Gilbert, AZ, being 20 miles SE of Phoenix, is probably a safe bet for
putting citrus in the ground. I don't know your climate data but I
wouldn't think it gets in the mid 20's in the winter so you'd be o-k. A
lot of Satsuma and Mandarin oranges on tri-foliate rootstock are
cold-hardy to around 22 degrees in Houston, TX. If a hard, hard freeze
does hit here, a large vat of water placed next to the tree moderates
the climate around it. I heard some will place a blanket on the ground
covering the trunk. I even heard one guy wrapped Christmas lights around
Dr. Bob Randall, http://www.urbanharvest.org , recommends putting citrus
in the ground, don't let it get over 9 feet tall and scaffold prune it
for strength in January.
Celestial Habitats by J. Kolenovsky
2003 Honorable Mention Award, Keep Houston Beautiful
If you want citrus in containers, consider dwarf trees.
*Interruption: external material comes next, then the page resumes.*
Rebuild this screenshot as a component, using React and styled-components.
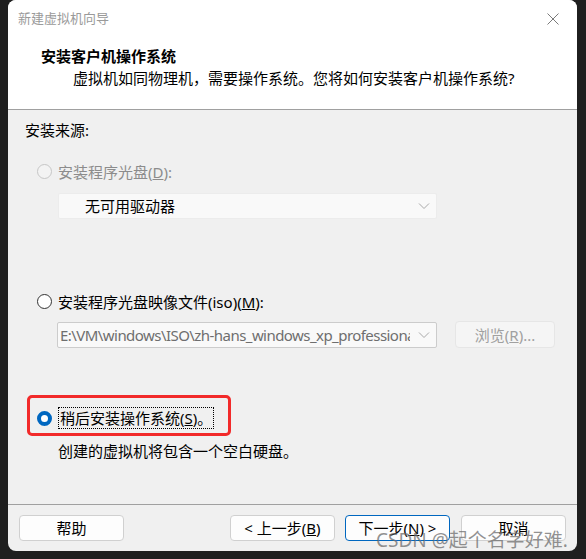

I have a
Eureka lemon, a Robertson navel orange, and a kumquat, each in an
18-inch tub in my back yard (redwood tubs 18 inches in diameter
and 18 inches deep). The lemon and orange grow like small trees;
the kumquat remains like a bush.
David E. Ross
Climate: California Mediterranean
Ahhhh, that is a consideration for got about dwarf trees. I think the size
is a factor though, I really want to have good substantial trees eventually,
looks like they are going into the ground.
One consideration as well...how far away from the reflectivity of the pool
should they be?
The amount of fruit might depend on the variety of lime.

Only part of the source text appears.